We are working to improve our process to ensure that we are living up to these principles. This document provides a reference point for our current practices.

Intellectual property

All the outputs from this standards initiative are openly licensed under a CC-BY-SA 4.0 licence.

Additional documentation and source code produced by this initiative will also be published under a suitable open licence. We encourage other organisations to similarly licence their work, so that it can be used for the benefit of the wider community.

Roles and responsibilities

This project is currently managed by the Risk Data Library team working within the Global Facility for Disaster Risk and Reduction.

To guide development and adoption of the standards, in addition to open working through this github project the team invites expert input via a Steering Committee and, as required, specific Technical Working Groups.

Steering Committee

The RDL Steering Committee consists of experts in risk data management and analysis from the humanitarian sector, insurance industry and other related domains.

The Steering Committee will help to:

  1. ensure the development of the standard is informed by the needs of a broad selection of stakeholders across a range of domains
  2. steer the development of the RDL standards, providing expert review on priorities, activities and major technical decisions.
  3. ensure that our work aligns with other relevant initiatives, to avoid duplication of work and to build momentum around adoption of common standards
  4. identify opportunities for joint projects that can demonstrate the value of adopting the RDL standards
  5. disseminate the impacts and outputs of the RDL project to other stakeholders

Participation in the Steering Committee is by invitation only. The initial membership will consist of representatives from organisations who have contributed to the early development of the standard.

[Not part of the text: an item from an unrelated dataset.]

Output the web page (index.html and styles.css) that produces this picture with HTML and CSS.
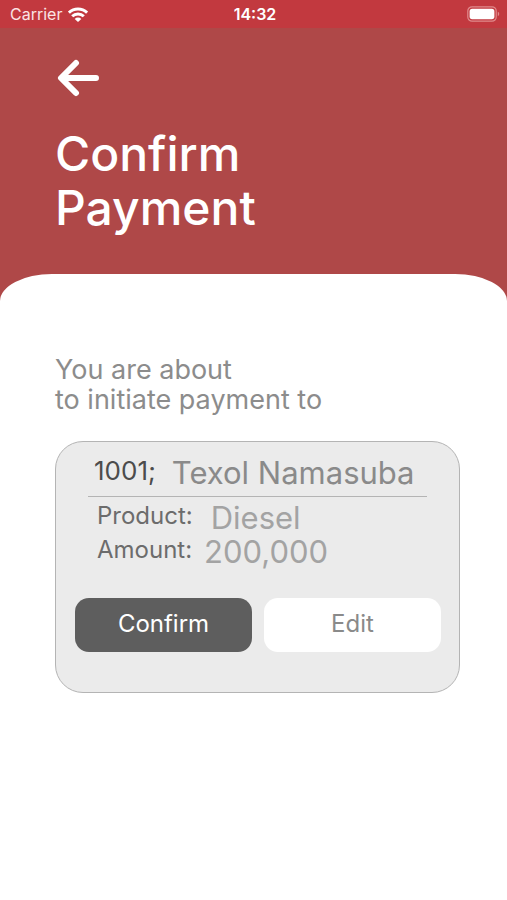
FILE: index.html
```html
<!DOCTYPE html>
<html lang="en">
<head>
  <meta charset="utf-8">
  <meta name="viewport" content="width=device-width, initial-scale=1">
  <title>Confirm Payment</title>
  <link rel="stylesheet" href="styles.css">
</head>
<body>
  <div class="status-bar">
    <div class="carrier">
      <span>Carrier</span>
      <svg class="wifi" viewBox="0 0 20 15" aria-hidden="true">
        <g fill="none" stroke="currentColor" stroke-width="3">
          <path d="M0.9 5.6a13 13 0 0 1 18.2 0"/>
          <path d="M4.2 9.3a8.3 8.3 0 0 1 11.6 0"/>
        </g>
        <path fill="currentColor" d="M10 15 6.7 11.9a4.7 4.7 0 0 1 6.6 0z"/>
      </svg>
    </div>
    <time class="clock">14:32</time>
    <svg class="battery" viewBox="0 0 33 16" aria-hidden="true">
      <rect x="0.8" y="0.8" width="28.4" height="14.4" rx="4.2" fill="none" stroke="#e08a8c" stroke-width="1.2"/>
      <rect x="2.6" y="2.8" width="24.8" height="10.4" rx="2.6" fill="#fff"/>
      <path d="M30.8 5.8a2.4 2.4 0 0 1 0 4.4z" fill="#e08a8c"/>
    </svg>
  </div>

  <header class="header">
    <button class="back" type="button" aria-label="Back">
      <svg viewBox="0 0 46 38" aria-hidden="true">
        <path d="M41 19H7M21 4 6 19 21 34" fill="none" stroke="currentColor" stroke-width="6" stroke-linecap="round" stroke-linejoin="round"/>
      </svg>
    </button>
    <h1 class="title">Confirm<br>Payment</h1>
  </header>

  <main class="sheet">
    <p class="intro">You are about<br>to initiate payment to</p>
    <section class="card">
      <div class="payee">
        <span class="code">1001;</span>
        <span class="name">Texol Namasuba</span>
      </div>
      <dl class="details">
        <div class="row">
          <dt>Product:</dt>
          <dd class="product">Diesel</dd>
        </div>
        <div class="row">
          <dt>Amount:</dt>
          <dd>200,000</dd>
        </div>
      </dl>
      <div class="actions">
        <button class="button primary" type="button">Confirm</button>
        <button class="button" type="button">Edit</button>
      </div>
    </section>
  </main>
</body>
</html>
```
FILE: styles.css
```css
* {
  box-sizing: border-box;
}

body {
  display: flex;
  flex-direction: column;
  min-height: 100vh;
  margin: 0;
  background: #af4848;
  color: #fff;
  font-family: Inter, "Liberation Sans", sans-serif;
}

.status-bar {
  display: grid;
  grid-template-columns: 1fr auto 1fr;
  align-items: center;
  height: 28px;
  padding: 0 7px 0 10px;
  background: #c2393f;
}

.carrier {
  display: flex;
  align-items: center;
  gap: 6px;
  color: #fbe4e4;
  font-size: 16px;
}

.wifi {
  width: 20px;
  height: 15px;
  color: #fff;
}

.clock {
  font-size: 16px;
  font-weight: 600;
}

.battery {
  justify-self: end;
  width: 33px;
  height: 16px;
}

.header {
  padding: 31px 47px 39px 55px;
}

.back {
  display: block;
  padding: 0;
  border: 0;
  background: none;
  color: inherit;
  cursor: pointer;
}

.back svg {
  display: block;
  width: 46px;
  height: 38px;
}

.title {
  margin: 30px 0 0;
  font-size: 48px;
  font-weight: 500;
  line-height: 54px;
}

.sheet {
  flex: 1;
  padding: 81px 47px 40px 55px;
  border-radius: 52px 52px 0 0 / 27px 27px 0 0;
  background: #fff;
}

.intro {
  margin: 0;
  color: #8c8c8c;
  font-size: 27px;
  line-height: 30px;
}

.card {
  margin-top: 26px;
  padding: 8px 18px 40px 19px;
  border: 1px solid #b4b4b4;
  border-radius: 28px;
  background: #ebebeb;
}

.payee {
  display: flex;
  gap: 16px;
  margin: 0 14px 0 13px;
  padding: 0 6px;
  border-bottom: 1px solid #b4b4b4;
  line-height: 46px;
  white-space: nowrap;
}

.code {
  color: #4c4c4c;
  font-size: 26px;
  line-height: 42px;
}

.name {
  color: #8a8a8a;
  font-size: 31px;
}

.details {
  margin: 4px 22px 0;
}

.row {
  display: flex;
  gap: 12px;
  line-height: 34px;
}

.row dt {
  color: #6c6c6c;
  font-size: 24px;
  line-height: 30px;
}

.row dd {
  margin: 0;
  color: #a3a3a3;
  font-size: 31px;
}

.row .product {
  margin-left: 6px;
}

.actions {
  display: grid;
  grid-template-columns: 1fr 1fr;
  gap: 12px;
  margin-top: 29px;
}

.button {
  height: 54px;
  padding: 0 0 4px;
  border: 0;
  border-radius: 14px;
  background: #fff;
  color: #8a8a8a;
  font-family: inherit;
  font-size: 24px;
  cursor: pointer;
}

.primary {
  background: #5e5e5e;
  color: #fff;
}
```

Membership will be regularly reviewed. Please contact the team to discuss participation if you believe that you, or your organisation, are able to contribute.

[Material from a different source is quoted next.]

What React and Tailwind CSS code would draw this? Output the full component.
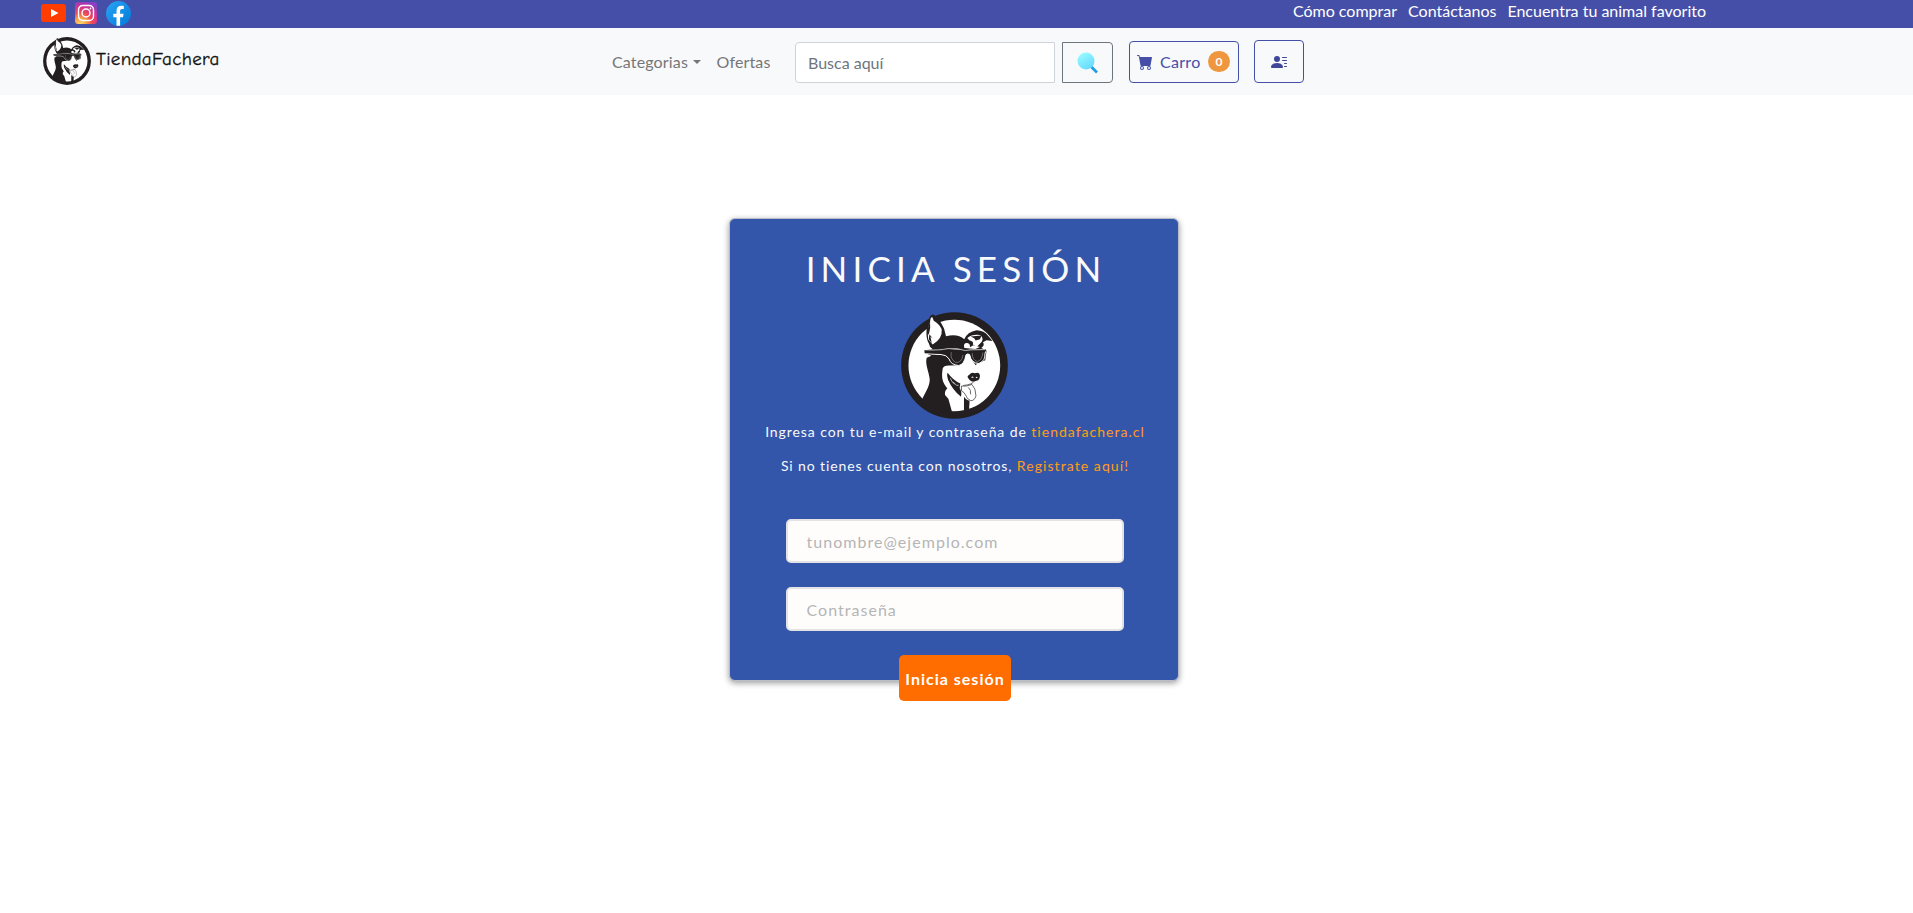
import React from 'react';
import { BsCartFill, BsPersonLinesFill } from 'react-icons/bs';

function Husky({ className }) {
  return (
    <svg viewBox="65 52 321 322" className={className} aria-hidden="true">
      <circle cx="225.500" cy="213" r="160.500" fill="#231f20" />
      <circle cx="225" cy="213" r="138" fill="#fff" />
      <path
        fill="#231f20"
        d="M148 146C139 130 139 105 147 78Q152 58 163 60Q182 74 194 102L200 125Q235 116 255 134Q264 112 292 107Q315 108 327 124L340 139L322 137L311 143Q318 152 306 160L322 168L318 197L292 208Q291 216 286 208L278 196L267 170L242 212L211 213Q193 212 190 222C185 252 190 265 204 282Q195 288 197 302L207 313L219 356L160 346L125 322C135 296 151 278 151 255C148 230 136 208 142 190L156 184L136 175L135 167L160 164Q150 158 148 146Z"
      />
      <path fill="#231f20" d="M254 307Q264 320 271 318L269 351L254 354Z" />
      <path fill="#fff" d="M152 82Q153 65 159 68L163 78Q180 88 187 104Q190 132 160 150L146 134Q143 104 152 82Z" />
      <path fill="#231f20" d="M152 82Q154 100 149 116L145 123L143 108ZM150 119L160 132L153 126L157 145L148 134Z" />
      <path fill="#fff" d="M264 130Q279 118 302 121Q315 130 307 142L292 157L281 150Q284 140 270 137Z" />
      <path fill="#231f20" d="M274 126L307 123L302 134L289 138L285 131Z" />
      <path fill="#fff" d="M255 160Q251 144 264 145Q273 146 272 158L282 152L302 157L288 163Z" />
      <path
        fill="#231f20"
        stroke="#fff"
        strokeWidth="3"
        strokeLinejoin="round"
        d="M140 177Q166 180 185 180Q202 181 209 193Q214 211 238 213Q255 211 260 181Q265 176 271 180Q276 207 299 207Q319 198 317 179L320 167L271 167L256 170Q232 160 204 167Q178 174 140 171Z"
      />
      <path fill="none" stroke="#fff" strokeWidth="1" d="M216 173Q211 193 229 204Q248 205 251 181M279 176Q279 197 294 201Q308 199 311 174" />
      <path fill="#231f20" d="M136 167Q180 170 207 163L255 166L320 164L320 171L271 172L256 174L207 171Q176 178 136 176Z" />
      <path fill="none" stroke="#fff" strokeWidth="2" d="M137 166Q180 168 206 162Q236 160 258 168L274 166L318 165" />
      <path fill="#231f20" d="M271 240Q275 233 287 236Q300 232 302 242Q303 256 292 259Q276 266 267 251Q261 246 271 240Z" />
      <path fill="#fff" d="M276 249Q279 243 283 248Q282 251 276 249ZM289 249Q291 246 295 248L293 251Z" />
      <path fill="#231f20" d="M205 235Q221 258 243 267L241 281Q249 294 245 307Q220 287 207 258Q201 241 205 235Z" />
      <path fill="none" stroke="#fff" strokeWidth="2" d="M213 251Q216 263 226 269M221 262L232 273L238 272" />
      <path
        fill="#fff"
        stroke="#231f20"
        strokeWidth="2"
        d="M246 275Q261 277 278 270Q290 282 290 304Q287 318 275 319Q263 315 259 302Q254 292 247 290Z"
      />
      <path fill="none" stroke="#231f20" strokeWidth="2" d="M267 279Q276 286 274 300M286 259Q279 271 252 273" />
    </svg>
  );
}

function YouTube() {
  return (
    <svg viewBox="0 0 25 18" className="h-[18px] w-[25px]" aria-hidden="true">
      <rect width="25" height="18" rx="3" fill="#ff3d00" />
      <path d="M10 5v8l7.500-4z" fill="#fff" />
    </svg>
  );
}

function Instagram() {
  return (
    <svg viewBox="0 0 22 22" className="size-[22px]" aria-hidden="true">
      <defs>
        <radialGradient id="ig-warm" cx="0.25" cy="1" r="1.050">
          <stop offset="0" stopColor="#ffd76a" />
          <stop offset="0.250" stopColor="#f9a64b" />
          <stop offset="0.500" stopColor="#ef4a56" />
          <stop offset="0.750" stopColor="#d23492" />
          <stop offset="1" stopColor="#8a3fc4" />
        </radialGradient>
      </defs>
      <rect width="22" height="22" rx="3" fill="url(#ig-warm)" />
      <rect x="3.500" y="3.500" width="15" height="15" rx="4.200" fill="none" stroke="#fff" strokeWidth="1.400" />
      <circle cx="11" cy="11" r="4" fill="none" stroke="#fff" strokeWidth="1.500" />
      <circle cx="15.500" cy="6.500" r="0.900" fill="#fff" />
    </svg>
  );
}

function Facebook() {
  return (
    <svg viewBox="0 0 25 25" className="size-[25px]" aria-hidden="true">
      <defs>
        <linearGradient id="fb-blue" x1="0" y1="0" x2="1" y2="1">
          <stop offset="0" stopColor="#2aa4f4" />
          <stop offset="1" stopColor="#007ad9" />
        </linearGradient>
      </defs>
      <circle cx="12.500" cy="12.500" r="12.500" fill="url(#fb-blue)" />
      <path d="M10.500 24.700v-8.400H7.300v-3.500h3.200V9.700c0-3.200 1.900-4.900 4.700-4.900.9 0 1.700.1 2.600.2v3h-1.600c-1.600 0-2.100.9-2.100 2v2.800h3.500l-.6 3.500h-2.900v8.400z" fill="#fff" />
    </svg>
  );
}

function SearchIcon() {
  return (
    <svg viewBox="0 0 22 22" className="size-[22px]" aria-hidden="true">
      <defs>
        <linearGradient id="lens" x1="0.2" y1="0" x2="0.8" y2="1">
          <stop offset="0" stopColor="#99fbff" />
          <stop offset="1" stopColor="#62d8ff" />
        </linearGradient>
      </defs>
      <path d="M14 14.500l6 6" stroke="#1b9de2" strokeWidth="2.600" />
      <circle cx="9" cy="9" r="8.500" fill="url(#lens)" />
    </svg>
  );
}

const inputClass =
  'block h-11 w-[338px] rounded-[5px] border-2 border-[#e3e3e5] bg-[#fefdfc] px-[19px] pt-px text-[16px] tracking-[1.03px] placeholder:text-[#b5b5b5] placeholder:opacity-100';

export default function App() {
  return (
    <div className="min-h-[913px] bg-white font-['Lato',sans-serif] text-[16px] leading-6">
      <header>
        <div className="flex h-7 items-start justify-between bg-[#464fa8] pr-[207px] pl-[41px]">
          <div className="flex h-[26px] items-center gap-[9px]">
            <YouTube />
            <Instagram />
            <Facebook />
          </div>
          <div className="-mt-px flex gap-[11px] text-white">
            <a href="#">Cómo comprar</a>
            <a href="#">Contáctanos</a>
            <a href="#">Encuentra tu animal favorito</a>
          </div>
        </div>
        <nav className="flex h-[67px] items-center bg-[#f8f9fb] pl-[43px]">
          <a href="#" className="flex w-[569px] items-center gap-[5px]">
            <Husky className="mb-[2px] size-12 shrink-0" />
            <span className="pb-[5px] font-['Comic_Sans_MS','Comic_Neue',cursive] text-[19px] tracking-[0.3px] text-[#111] [-webkit-text-stroke:0.3px_#111]">
              TiendaFachera
            </span>
          </a>
          <a href="#" className="flex w-[104.5px] items-center gap-[5px] tracking-[0.15px] text-[#757677]">
            Categorias
            <span className="border-x-[4.500px] border-t-[4.500px] border-x-transparent border-t-[#757677]" />
          </a>
          <a href="#" className="w-[78.5px] tracking-[0.15px] text-[#757677]">
            Ofertas
          </a>
          <div className="flex items-center gap-[7px] pt-[2px]">
            <input
              placeholder="Busca aquí"
              className="h-[41px] w-[260px] rounded-l-[4px] border border-[#ced4da] bg-white px-3 placeholder:text-[#6c757d] placeholder:opacity-100"
            />
            <button className="flex h-[41px] w-[51px] items-center justify-center rounded-r-[4px] border border-[#6c757d]">
              <SearchIcon />
            </button>
          </div>
          <button className="ml-4 flex h-[42px] w-[110px] items-center rounded-[4px] border border-[#464fa8] pl-[7px] text-[#464fa8]">
            <BsCartFill className="size-4" />
            <span className="ml-[7px] tracking-[0.3px]">Carro</span>
            <span className="ml-[7.500px] flex h-[21px] w-[22px] items-center justify-center rounded-full bg-[#ef973e] text-[12px] leading-3 font-bold text-white">
              0
            </span>
          </button>
          <button className="mb-px ml-[15px] flex h-[43px] w-[50px] items-center justify-center rounded-[4px] border border-[#464fa8] text-[#3f4798]">
            <BsPersonLinesFill className="mt-[2px] size-4" />
          </button>
        </nav>
      </header>

      <main className="flex justify-center pt-[123px] pr-[5px]">
        <form className="flex h-[463px] w-[450px] flex-col items-center rounded-[6px] border border-[#b9bec9] bg-[#3356aa] shadow-[0_2px_6px_rgba(0,0,0,0.4)]">
          <h1 className="mt-[28px] pl-[4px] text-[35px] leading-[42px] tracking-[5.15px] text-[#f8f9fb]">INICIA SESIÓN</h1>
          <Husky className="mt-[23px] ml-px size-[107px] shrink-0" />
          <p className="mt-px ml-[2px] text-[14px] leading-6 tracking-[0.92px] whitespace-nowrap text-[#f8f9fb]">
            Ingresa con tu e-mail y contraseña de{' '}
            <a href="#" className="tracking-[1.02px] text-[#ff9d14]">
              tiendafachera.cl
            </a>
          </p>
          <p className="mt-[10px] ml-[2px] text-[14px] leading-6 tracking-[0.89px] whitespace-nowrap text-[#f8f9fb]">
            Si no tienes cuenta con nosotros,{' '}
            <a href="#" className="tracking-[1.07px] text-[#ff9d14]">
              Registrate aquí!
            </a>
          </p>
          <div className="mt-[41px] ml-px flex flex-col items-center gap-6">
            <input type="email" placeholder="tunombre@ejemplo.com" className={inputClass} />
            <input type="password" placeholder="Contraseña" className={inputClass} />
            <button className="h-[46px] w-28 shrink-0 rounded-[5px] bg-[#ff6c00] pt-[2px] pl-px text-[16px] font-bold tracking-[1px] whitespace-nowrap text-white">
              Inicia sesión
            </button>
          </div>
        </form>
      </main>
    </div>
  );
}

The Steering Committee will meet every two months. The agenda, slides and minutes from these meetings will be publicly shared via this Github forum.

Technical Working Groups

At times we may create specific Technical Working Groups that will collaborate on development of specific aspects of the RDL standard. For example to develop taxonomies, or revise file formats or schemas.

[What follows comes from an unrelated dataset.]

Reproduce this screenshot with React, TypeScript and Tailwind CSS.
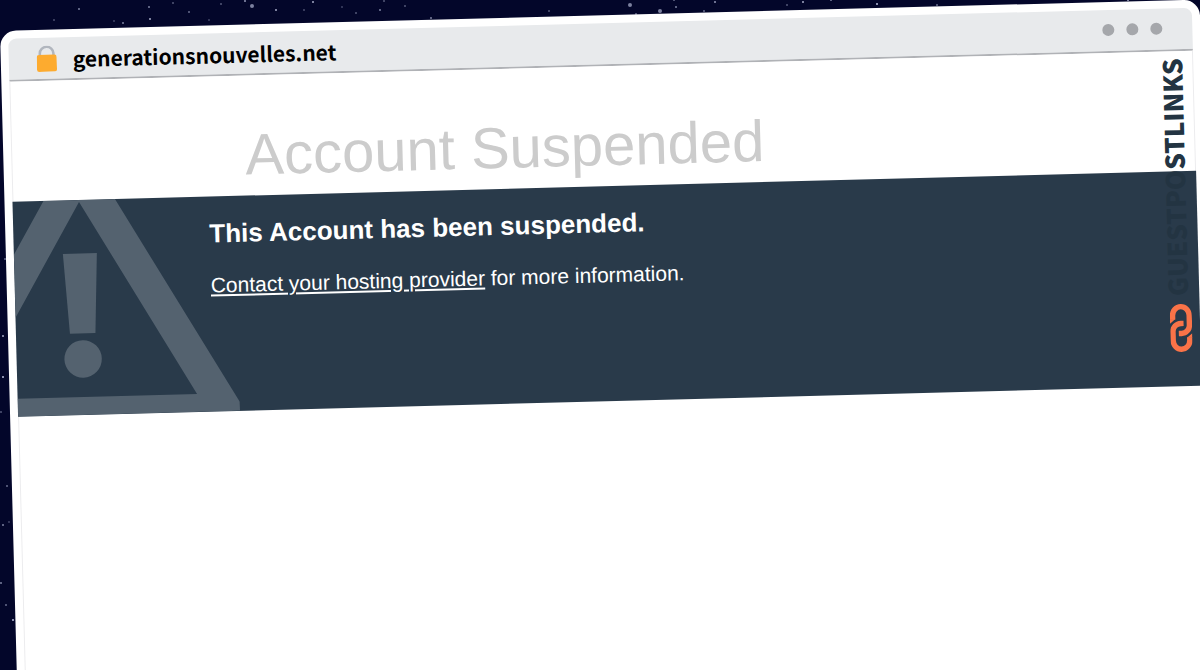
import clsx from "clsx";

// [x, y, radius, opacity]
const STARS = [
  [79, 9, 1, 0.6], [54, 20, 1, 0.35], [114, 21, 1, 0.3], [123, 23, 1, 0.6], [149, 7, 1, 0.6],
  [150, 19, 1, 0.8], [173, 3, 1, 0.4], [189, 12, 1, 0.5], [209, 20, 1, 0.3], [221, 4, 1, 0.4],
  [252, 6, 2, 0.6], [245, 1, 1, 0.7], [276, 10, 1, 0.8], [304, 10, 1, 0.35], [313, 2, 1, 0.8],
  [342, 7, 1, 0.3], [356, 13, 1, 0.4], [380, 10, 1, 0.6], [384, 1, 1, 0.4], [405, 6, 1, 0.4],
  [431, 18, 1, 0.6], [549, 11, 1, 0.4], [630, 5, 2, 0.6], [660, 11, 2, 0.6], [636, 14, 1, 0.5],
  [676, 7, 1, 0.6], [674, 0, 1, 0.5], [715, 2, 1, 0.7], [704, 11, 1, 0.5], [787, 5, 1, 0.4],
  [803, 2, 1, 0.8], [831, 0, 1, 0.6], [877, 4, 1, 0.9], [937, 5, 1, 0.5], [1128, 0, 1, 0.8],
  [5, 259, 1, 0.5], [3, 336, 1, 0.8], [3, 377, 1, 0.9], [1, 412, 1, 0.4], [7, 486, 1, 0.5],
  [3, 525, 1, 0.6], [9, 522, 1, 0.3], [1, 583, 1, 0.6], [6, 605, 1, 0.5], [13, 620, 1, 0.9],
];

function NightSky() {
  return (
    <svg className="absolute inset-0 h-full w-full" aria-hidden="true">
      {STARS.map(([x, y, r, o]) => (
        <circle key={`${x}-${y}`} cx={x} cy={y} r={r} fill="#cdd3ee" opacity={o} />
      ))}
    </svg>
  );
}

function LockIcon() {
  return (
    <svg viewBox="0 0 20 26" className="h-[26px] w-5 shrink-0" aria-hidden="true">
      <path d="M3.2 12V7.6a6.8 6.6 0 0 1 13.6 0V12" fill="none" stroke="#b1b6be" strokeWidth="2.6" />
      <rect y="9" width="20" height="17" rx="2.4" fill="#fdab2f" />
    </svg>
  );
}

function WarningIcon({ className }: { className?: string }) {
  return (
    <svg viewBox="0 0 222 215" className={clsx("h-[215px] w-[222px]", className)} fill="#54626f" aria-hidden="true">
      <path d="M31 0H102.5L222 206V215H0V197H179.5L66.5 2L0 116V53Z" />
      <path d="M49 53.5H83L79.5 133.5H54Z" />
      <circle cx="66.5" cy="159" r="18.7" />
    </svg>
  );
}

function ChainIcon() {
  return (
    <svg viewBox="0 0 22 48" className="h-12 w-[22px] shrink-0" aria-hidden="true">
      <g fill="none" stroke="#fa7348" strokeWidth="5.4">
        <path d="M2.7 14.5V11.5A8.3 8.8 0 0 1 19.3 11.5V20.5A8 8 0 0 1 11.3 28.5H8.5" />
        <path d="M13.5 18.5H10.7A8 8 0 0 0 2.7 26.5V36.5A8.3 8.8 0 0 0 19.3 36.5V32.5" />
      </g>
      <path d="M0 14H5.4L0 18.5ZM22 33H16.6L22 28.5Z" fill="#fa7348" />
    </svg>
  );
}

function AddressBar() {
  return (
    <header className="flex h-[43px] items-center rounded-t-lg border-b-2 border-[#b0b2b6] bg-[#e8eaec] pr-[30px] pl-7">
      <LockIcon />
      <span className="ml-4 font-['Noto_Sans_CJK_SC',sans-serif] text-[21px] leading-8 font-bold text-black">
        generationsnouvelles.net
      </span>
      <div className="ml-auto flex gap-3 pb-0.5">
        <span className="size-3 rounded-full bg-[#a5a7ab]" />
        <span className="size-3 rounded-full bg-[#a5a7ab]" />
        <span className="size-3 rounded-full bg-[#a5a7ab]" />
      </div>
    </header>
  );
}

function Watermark() {
  return (
    <div className="absolute top-[58px] right-3 flex rotate-180 items-center gap-2 [writing-mode:vertical-rl]">
      <ChainIcon />
      <span className="pl-1.5 font-['Noto_Sans_CJK_SC',sans-serif] text-[26px] leading-6 font-black text-[#233442]">
        GUESTPOSTLINKS
      </span>
    </div>
  );
}

export default function App() {
  return (
    <div className="relative h-screen overflow-hidden bg-[#03062a]">
      <NightSky />

      {/* Browser window */}
      <div className="relative mt-[31px] min-h-screen w-full origin-top-left -rotate-[1.5deg] rounded-t-2xl bg-white p-2 font-['Liberation_Sans',Arial,sans-serif]">
        <AddressBar />

        <main className="min-h-screen border-x border-[#ececee]">
          <h1 className="pt-[45px] pb-[7px] pl-[233px] text-[58px] leading-[68px] text-[#cccccc]">
            Account Suspended
          </h1>

          {/* Notice */}
          <section className="relative -mx-px h-[215px] overflow-hidden bg-[#293a4a] pt-[21px] pl-[196px] text-white">
            <WarningIcon className="absolute top-0 left-0" />
            <div className="relative">
              <h2 className="text-[26px] leading-8 font-bold">This Account has been suspended.</h2>
              <p className="mt-[22px] text-[21px] leading-7">
                <a href="#" className="underline">Contact your hosting provider</a> for more information.
              </p>
            </div>
          </section>
        </main>

        <Watermark />
      </div>
    </div>
  );
}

These Working Groups will have a clear remit and will coordinate their work through this github.

Membership of these groups and participation in calls and workshops will be open to all participants. Depending on the scope of work, they may need to draw on expertise from a wider group of stakeholders.

This model reflects the process of development of early versions of the standard, which involves convening a range of organisations around developing models for hazard, exposure and other types of data. This approach will help us to drawing on expertise, and seek focused input, from across a wide range of organisations.

All working documents, issue reporting and decisions made within these groups will be reviewed and communicated via this repository.

How we collaborate

At present our primary means of collaborating on the standard is via a set of open processes coordinated through this Github repository.

We will use the:

  • Discussions for general discussion around the scope and adoption of the standard
  • Issues to propose and discuss changes to the standard
  • Project boards to provide transparency of the current progress and priorities around its development

Managing and proposing changes

Anyone can propose changes to the specifications.

The process for doing this is by submitting an issue using the appropriate template. We ask that you provide sufficient context to the proposed changes so that it can be discussed and reviewed by others.

We will then:

  • regularly review issues, to ensure they are in scope for the project
  • encourage disussion and feedback, by requesting people leave comments on Github
  • once we feel that a broad consensus has been achieved around the proposed changes, we will update the current Working Draft with suitable wording
  • after leaving appropriate time for further comment, we will release a new version of the specification

Managing releases

The frequency with which we will release specifications will depend on the type and number of proposed changes.

Releases of the standard will follow the semantic versioning conventions:

  • Major releases will be used for major extensions to the model and/or to incorporate incompatible changes
  • Minor releases will be used for backwards compatible changes, e.g. additional of new optional attributes and relationships, or for simple clarifications and corrections

To support gradual migration to the latest specification, we will maintain historical versions of the specifications in named folders in this repository.